ENTRIES:
------------------------------

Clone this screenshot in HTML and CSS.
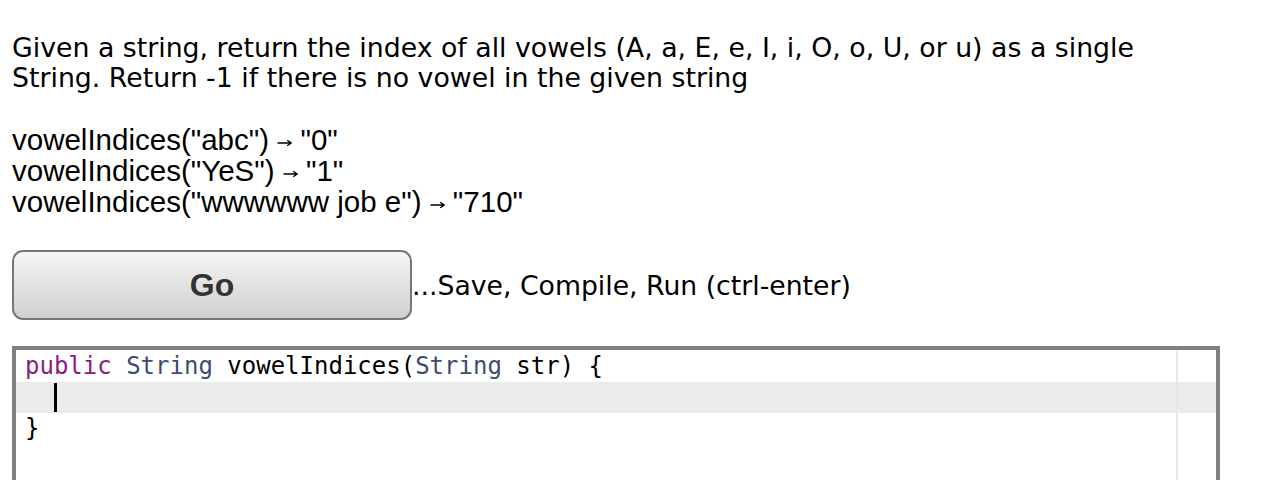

------------------------------

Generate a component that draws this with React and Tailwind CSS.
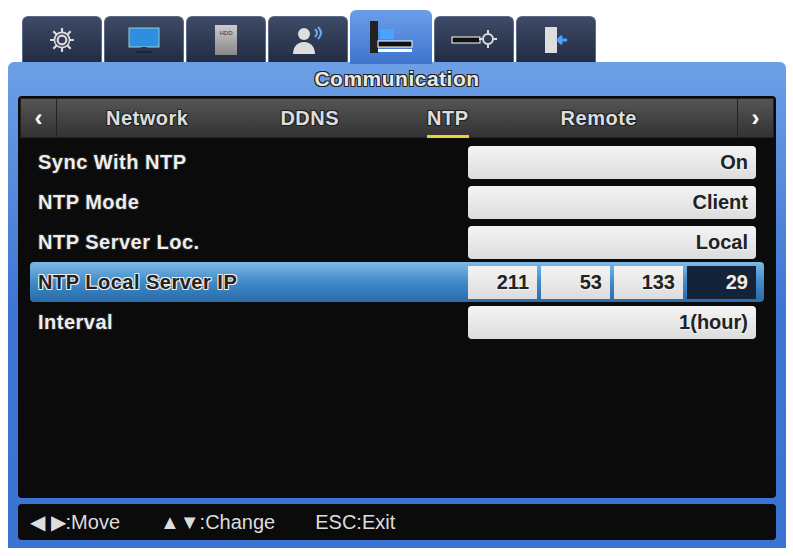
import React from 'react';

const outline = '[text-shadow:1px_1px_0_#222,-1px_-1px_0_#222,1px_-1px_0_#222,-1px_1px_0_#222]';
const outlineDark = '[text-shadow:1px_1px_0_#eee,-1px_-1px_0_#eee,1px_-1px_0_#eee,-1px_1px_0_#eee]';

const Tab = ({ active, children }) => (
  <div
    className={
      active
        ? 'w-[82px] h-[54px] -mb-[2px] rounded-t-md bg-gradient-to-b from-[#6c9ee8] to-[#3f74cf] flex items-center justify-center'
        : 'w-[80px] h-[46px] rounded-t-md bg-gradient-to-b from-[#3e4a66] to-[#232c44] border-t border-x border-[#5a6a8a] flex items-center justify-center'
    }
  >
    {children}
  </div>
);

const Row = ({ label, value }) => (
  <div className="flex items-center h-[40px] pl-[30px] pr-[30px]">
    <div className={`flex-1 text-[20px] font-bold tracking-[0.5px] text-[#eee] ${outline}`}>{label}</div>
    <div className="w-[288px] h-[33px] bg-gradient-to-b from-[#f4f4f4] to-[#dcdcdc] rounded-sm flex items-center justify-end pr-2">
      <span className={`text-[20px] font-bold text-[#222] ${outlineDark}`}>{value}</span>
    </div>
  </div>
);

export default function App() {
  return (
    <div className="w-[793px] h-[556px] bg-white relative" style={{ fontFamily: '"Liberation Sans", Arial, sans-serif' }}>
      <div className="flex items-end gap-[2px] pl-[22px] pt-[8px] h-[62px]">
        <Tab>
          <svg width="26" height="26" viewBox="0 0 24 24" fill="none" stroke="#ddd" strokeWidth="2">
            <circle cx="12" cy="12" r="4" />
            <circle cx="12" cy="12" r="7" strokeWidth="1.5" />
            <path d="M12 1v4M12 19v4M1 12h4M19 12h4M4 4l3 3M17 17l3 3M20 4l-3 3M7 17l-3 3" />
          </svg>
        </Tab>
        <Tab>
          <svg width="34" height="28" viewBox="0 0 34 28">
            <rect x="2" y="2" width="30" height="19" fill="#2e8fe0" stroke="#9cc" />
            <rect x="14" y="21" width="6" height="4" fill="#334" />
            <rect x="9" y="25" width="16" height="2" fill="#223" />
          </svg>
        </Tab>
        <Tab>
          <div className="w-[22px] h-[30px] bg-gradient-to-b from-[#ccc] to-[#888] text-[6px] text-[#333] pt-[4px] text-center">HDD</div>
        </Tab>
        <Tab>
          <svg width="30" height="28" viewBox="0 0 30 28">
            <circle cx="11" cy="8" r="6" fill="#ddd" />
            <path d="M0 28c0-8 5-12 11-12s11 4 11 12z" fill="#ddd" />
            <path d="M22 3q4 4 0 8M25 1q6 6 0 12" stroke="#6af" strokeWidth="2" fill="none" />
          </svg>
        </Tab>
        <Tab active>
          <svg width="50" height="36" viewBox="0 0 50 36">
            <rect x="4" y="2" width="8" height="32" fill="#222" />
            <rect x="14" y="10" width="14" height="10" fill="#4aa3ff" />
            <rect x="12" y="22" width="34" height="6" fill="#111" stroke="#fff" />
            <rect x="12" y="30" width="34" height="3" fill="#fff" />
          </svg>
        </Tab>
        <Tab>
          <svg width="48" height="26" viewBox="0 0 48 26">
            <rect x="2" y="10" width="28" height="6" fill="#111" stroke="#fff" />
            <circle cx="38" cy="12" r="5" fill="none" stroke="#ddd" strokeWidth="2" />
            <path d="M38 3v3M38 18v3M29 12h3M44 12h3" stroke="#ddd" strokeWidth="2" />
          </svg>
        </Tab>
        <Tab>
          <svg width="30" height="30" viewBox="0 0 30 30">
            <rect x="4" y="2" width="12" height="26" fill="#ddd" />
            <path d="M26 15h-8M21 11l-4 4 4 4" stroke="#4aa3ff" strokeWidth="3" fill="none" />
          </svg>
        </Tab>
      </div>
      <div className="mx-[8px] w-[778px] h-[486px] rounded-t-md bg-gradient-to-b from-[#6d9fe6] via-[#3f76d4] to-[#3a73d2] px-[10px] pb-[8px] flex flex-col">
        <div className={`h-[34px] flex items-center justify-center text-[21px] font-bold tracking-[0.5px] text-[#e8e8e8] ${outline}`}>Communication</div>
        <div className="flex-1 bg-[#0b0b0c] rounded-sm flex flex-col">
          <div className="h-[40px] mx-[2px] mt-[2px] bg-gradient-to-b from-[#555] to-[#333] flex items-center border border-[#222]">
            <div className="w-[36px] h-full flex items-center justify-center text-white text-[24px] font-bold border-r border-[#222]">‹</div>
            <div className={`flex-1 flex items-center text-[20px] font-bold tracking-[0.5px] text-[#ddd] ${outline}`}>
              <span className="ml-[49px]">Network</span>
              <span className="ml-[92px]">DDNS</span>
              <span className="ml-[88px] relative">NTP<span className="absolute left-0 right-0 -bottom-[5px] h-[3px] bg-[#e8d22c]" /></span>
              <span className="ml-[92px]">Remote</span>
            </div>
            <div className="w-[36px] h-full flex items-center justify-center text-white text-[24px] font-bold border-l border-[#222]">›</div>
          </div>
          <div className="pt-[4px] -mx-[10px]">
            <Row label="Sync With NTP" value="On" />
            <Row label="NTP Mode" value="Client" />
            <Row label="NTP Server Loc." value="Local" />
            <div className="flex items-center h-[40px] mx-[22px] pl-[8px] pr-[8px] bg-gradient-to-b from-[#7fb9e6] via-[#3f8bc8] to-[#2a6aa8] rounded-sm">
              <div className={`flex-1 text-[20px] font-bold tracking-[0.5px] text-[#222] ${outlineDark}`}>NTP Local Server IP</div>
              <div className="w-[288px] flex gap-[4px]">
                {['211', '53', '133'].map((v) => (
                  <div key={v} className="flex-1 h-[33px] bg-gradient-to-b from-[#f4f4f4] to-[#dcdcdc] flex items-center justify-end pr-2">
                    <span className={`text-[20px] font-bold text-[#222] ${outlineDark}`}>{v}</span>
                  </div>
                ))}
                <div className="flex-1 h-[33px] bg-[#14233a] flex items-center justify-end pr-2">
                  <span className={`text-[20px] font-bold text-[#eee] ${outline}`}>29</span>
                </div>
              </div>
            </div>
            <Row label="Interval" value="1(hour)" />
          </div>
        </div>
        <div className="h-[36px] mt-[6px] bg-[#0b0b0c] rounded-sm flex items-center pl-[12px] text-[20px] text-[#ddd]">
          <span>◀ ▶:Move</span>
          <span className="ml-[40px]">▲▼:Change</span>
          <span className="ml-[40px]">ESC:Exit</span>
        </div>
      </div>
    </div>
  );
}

------------------------------

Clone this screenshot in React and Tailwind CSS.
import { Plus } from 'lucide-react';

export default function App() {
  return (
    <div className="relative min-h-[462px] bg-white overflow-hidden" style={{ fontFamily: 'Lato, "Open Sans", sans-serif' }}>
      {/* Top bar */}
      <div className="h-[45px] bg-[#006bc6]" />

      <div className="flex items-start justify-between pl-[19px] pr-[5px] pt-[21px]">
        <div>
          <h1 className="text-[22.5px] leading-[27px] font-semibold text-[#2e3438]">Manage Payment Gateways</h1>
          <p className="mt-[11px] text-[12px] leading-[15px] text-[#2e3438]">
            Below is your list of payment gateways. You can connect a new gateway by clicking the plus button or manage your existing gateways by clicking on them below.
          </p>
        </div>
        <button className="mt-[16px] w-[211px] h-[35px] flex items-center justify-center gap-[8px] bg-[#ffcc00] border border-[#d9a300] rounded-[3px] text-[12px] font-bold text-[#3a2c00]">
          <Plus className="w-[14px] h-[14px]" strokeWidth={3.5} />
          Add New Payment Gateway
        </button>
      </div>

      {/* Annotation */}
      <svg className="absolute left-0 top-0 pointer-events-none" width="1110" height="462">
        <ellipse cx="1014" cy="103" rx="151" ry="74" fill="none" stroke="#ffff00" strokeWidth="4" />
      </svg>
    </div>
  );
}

------------------------------

GIVEN PROBLEM: Where a line in the entries holds "Clone", copy that line.

TASK RESULT:
Clone this screenshot in HTML and CSS.
Clone this screenshot in React and Tailwind CSS.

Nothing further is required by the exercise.